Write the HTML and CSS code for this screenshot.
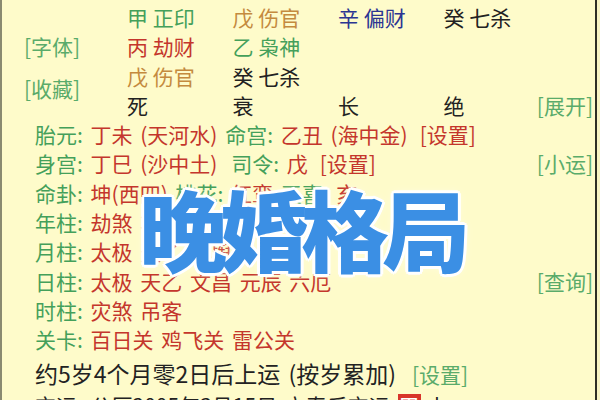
FILE: index.html
```html
<!DOCTYPE html>
<html lang="zh">
<head>
<meta charset="utf-8">
<link rel="stylesheet" href="styles.css">
</head>
<body>
<div class="screen">
  <div class="top">
    <span class="cell"></span>
    <span class="cell green">甲 正印</span>
    <span class="cell brown">戊 伤官</span>
    <span class="cell navy">辛 偏财</span>
    <span class="cell dark">癸 七杀</span>
    <span class="cell"></span>

    <span class="cell link">[字体]</span>
    <span class="cell red">丙 劫财</span>
    <span class="cell green">乙 枭神</span>
    <span class="cell"></span>
    <span class="cell"></span>
    <span class="cell"></span>

    <span class="cell link fav">[收藏]</span>
    <span class="cell brown">戊 伤官</span>
    <span class="cell dark">癸 七杀</span>
    <span class="cell"></span>
    <span class="cell"></span>
    <span class="cell"></span>

    <span class="cell dark">死</span>
    <span class="cell dark">衰</span>
    <span class="cell dark">长</span>
    <span class="cell dark">绝</span>
    <span class="cell link end">[展开]</span>
  </div>

  <div class="rows">
    <div class="row">
      <span><span class="green">胎元: </span><span class="red">丁未 (天河水)</span> <span class="green">命宫: </span><span class="red">乙丑 (海中金)</span><span class="red gap">[设置]</span></span>
    </div>
    <div class="row">
      <span><span class="green">身宫: </span><span class="red">丁巳 (沙中土)</span> <span class="green gap-s">司令: </span><span class="red">戊</span><span class="red gap">[设置]</span></span>
      <span class="link">[小运]</span>
    </div>
    <div class="row">
      <span><span class="green">命卦: </span><span class="red">坤(西四)</span> <span class="green">桃花: </span><span class="red">红鸾</span> <span class="green">天喜: </span><span class="red">亥</span></span>
    </div>
    <div class="row">
      <span><span class="green">年柱: </span><span class="red">劫煞 将星 天德</span></span>
    </div>
    <div class="row">
      <span><span class="green">月柱: </span><span class="red">太极 天乙 金舆</span></span>
    </div>
    <div class="row">
      <span><span class="green">日柱: </span><span class="red">太极 天乙 文昌 元辰 六厄</span></span>
      <span class="link">[查询]</span>
    </div>
    <div class="row">
      <span><span class="green">时柱: </span><span class="red">灾煞 吊客</span></span>
    </div>
    <div class="row">
      <span><span class="green">关卡: </span><span class="red">百日关 鸡飞关 雷公关</span></span>
    </div>
    <div class="row big">
      <span class="dark">约5岁4个月零2日后上运 (按岁累加)<span class="link gap-b">[设置]</span></span>
    </div>
    <div class="row">
      <span class="dark">交运: 公历2005年3月15日 立春后交运 <span class="hl">甲</span> 卜</span>
    </div>
  </div>

  <div class="overlay">晚婚格局</div>
</div>
</body>
</html>
```

FILE: styles.css
```css
html, body {
  margin: 0;
  padding: 0;
}
body {
  width: 600px;
  height: 400px;
  overflow: hidden;
  background: #f8f4c2;
  font-family: "Noto Sans CJK SC", "Noto Sans", sans-serif;
  font-size: 21px;
}
.screen {
  position: relative;
  box-sizing: border-box;
  width: 597px;
  height: 400px;
  overflow: hidden;
  background: #fefbca;
  border-left: 2px solid #8a8a70;
  border-right: 2px solid #2e2e24;
  padding-right: 2px;
  line-height: 29.3px;
}
.top {
  display: grid;
  grid-template-columns: 125px 105.5px 105.5px 105.5px 1fr auto;
  grid-auto-rows: 29.3px;
  padding-top: 3px;
  white-space: nowrap;
}
.cell {
  display: block;
}
.top .link {
  padding-left: 22px;
}
.top .fav {
  grid-row: 3 / 5;
  grid-column: 1;
  align-self: center;
  margin-top: -4px;
}
.top .end {
  padding-left: 0;
  justify-self: end;
}
.rows {
  padding-left: 33px;
  white-space: nowrap;
  word-spacing: 3px;
}
.row {
  display: flex;
  justify-content: space-between;
  height: 29.3px;
}
.row.big {
  font-size: 23px;
  height: 36px;
  line-height: 36px;
}
.green { color: #44a05a; }
.red { color: #c4362c; }
.brown { color: #c48a3e; }
.navy { color: #2b3592; }
.dark { color: #222222; }
.link { color: #5aab6a; }
.gap { margin-left: 12px; }
.gap-s { margin-left: 6px; }
.gap-b { margin-left: 16px; font-size: 21px; }
.hl {
  display: inline-block;
  background: #d8352a;
  color: #ffffff;
  line-height: 22px;
  padding: 0 1px;
}
.overlay {
  position: absolute;
  left: 137px;
  top: 183px;
  font-size: 88px;
  line-height: 1;
  font-weight: 900;
  color: #3b8fe4;
  letter-spacing: -7px;
  white-space: nowrap;
  text-shadow:
    3px 0 0 #fff, -3px 0 0 #fff, 0 3px 0 #fff, 0 -3px 0 #fff,
    2px 2px 0 #fff, -2px 2px 0 #fff, 2px -2px 0 #fff, -2px -2px 0 #fff,
    0 0 8px #fffde8;
}
```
---
**BRIEF**
Copy the listing over exactly, skipping the pictures it holds.

**SOLUTION TO THE PROBLEM**
Write the HTML and CSS code for this screenshot.
FILE: index.html
```html
<!DOCTYPE html>
<html lang="zh">
<head>
<meta charset="utf-8">
<link rel="stylesheet" href="styles.css">
</head>
<body>
<div class="screen">
  <div class="top">
    <span class="cell"></span>
    <span class="cell green">甲 正印</span>
    <span class="cell brown">戊 伤官</span>
    <span class="cell navy">辛 偏财</span>
    <span class="cell dark">癸 七杀</span>
    <span class="cell"></span>

    <span class="cell link">[字体]</span>
    <span class="cell red">丙 劫财</span>
    <span class="cell green">乙 枭神</span>
    <span class="cell"></span>
    <span class="cell"></span>
    <span class="cell"></span>

    <span class="cell link fav">[收藏]</span>
    <span class="cell brown">戊 伤官</span>
    <span class="cell dark">癸 七杀</span>
    <span class="cell"></span>
    <span class="cell"></span>
    <span class="cell"></span>

    <span class="cell dark">死</span>
    <span class="cell dark">衰</span>
    <span class="cell dark">长</span>
    <span class="cell dark">绝</span>
    <span class="cell link end">[展开]</span>
  </div>

  <div class="rows">
    <div class="row">
      <span><span class="green">胎元: </span><span class="red">丁未 (天河水)</span> <span class="green">命宫: </span><span class="red">乙丑 (海中金)</span><span class="red gap">[设置]</span></span>
    </div>
    <div class="row">
      <span><span class="green">身宫: </span><span class="red">丁巳 (沙中土)</span> <span class="green gap-s">司令: </span><span class="red">戊</span><span class="red gap">[设置]</span></span>
      <span class="link">[小运]</span>
    </div>
    <div class="row">
      <span><span class="green">命卦: </span><span class="red">坤(西四)</span> <span class="green">桃花: </span><span class="red">红鸾</span> <span class="green">天喜: </span><span class="red">亥</span></span>
    </div>
    <div class="row">
      <span><span class="green">年柱: </span><span class="red">劫煞 将星 天德</span></span>
    </div>
    <div class="row">
      <span><span class="green">月柱: </span><span class="red">太极 天乙 金舆</span></span>
    </div>
    <div class="row">
      <span><span class="green">日柱: </span><span class="red">太极 天乙 文昌 元辰 六厄</span></span>
      <span class="link">[查询]</span>
    </div>
    <div class="row">
      <span><span class="green">时柱: </span><span class="red">灾煞 吊客</span></span>
    </div>
    <div class="row">
      <span><span class="green">关卡: </span><span class="red">百日关 鸡飞关 雷公关</span></span>
    </div>
    <div class="row big">
      <span class="dark">约5岁4个月零2日后上运 (按岁累加)<span class="link gap-b">[设置]</span></span>
    </div>
    <div class="row">
      <span class="dark">交运: 公历2005年3月15日 立春后交运 <span class="hl">甲</span> 卜</span>
    </div>
  </div>

  <div class="overlay">晚婚格局</div>
</div>
</body>
</html>
```

FILE: styles.css
```css
html, body {
  margin: 0;
  padding: 0;
}
body {
  width: 600px;
  height: 400px;
  overflow: hidden;
  background: #f8f4c2;
  font-family: "Noto Sans CJK SC", "Noto Sans", sans-serif;
  font-size: 21px;
}
.screen {
  position: relative;
  box-sizing: border-box;
  width: 597px;
  height: 400px;
  overflow: hidden;
  background: #fefbca;
  border-left: 2px solid #8a8a70;
  border-right: 2px solid #2e2e24;
  padding-right: 2px;
  line-height: 29.3px;
}
.top {
  display: grid;
  grid-template-columns: 125px 105.5px 105.5px 105.5px 1fr auto;
  grid-auto-rows: 29.3px;
  padding-top: 3px;
  white-space: nowrap;
}
.cell {
  display: block;
}
.top .link {
  padding-left: 22px;
}
.top .fav {
  grid-row: 3 / 5;
  grid-column: 1;
  align-self: center;
  margin-top: -4px;
}
.top .end {
  padding-left: 0;
  justify-self: end;
}
.rows {
  padding-left: 33px;
  white-space: nowrap;
  word-spacing: 3px;
}
.row {
  display: flex;
  justify-content: space-between;
  height: 29.3px;
}
.row.big {
  font-size: 23px;
  height: 36px;
  line-height: 36px;
}
.green { color: #44a05a; }
.red { color: #c4362c; }
.brown { color: #c48a3e; }
.navy { color: #2b3592; }
.dark { color: #222222; }
.link { color: #5aab6a; }
.gap { margin-left: 12px; }
.gap-s { margin-left: 6px; }
.gap-b { margin-left: 16px; font-size: 21px; }
.hl {
  display: inline-block;
  background: #d8352a;
  color: #ffffff;
  line-height: 22px;
  padding: 0 1px;
}
.overlay {
  position: absolute;
  left: 137px;
  top: 183px;
  font-size: 88px;
  line-height: 1;
  font-weight: 900;
  color: #3b8fe4;
  letter-spacing: -7px;
  white-space: nowrap;
  text-shadow:
    3px 0 0 #fff, -3px 0 0 #fff, 0 3px 0 #fff, 0 -3px 0 #fff,
    2px 2px 0 #fff, -2px 2px 0 #fff, 2px -2px 0 #fff, -2px -2px 0 #fff,
    0 0 8px #fffde8;
}
```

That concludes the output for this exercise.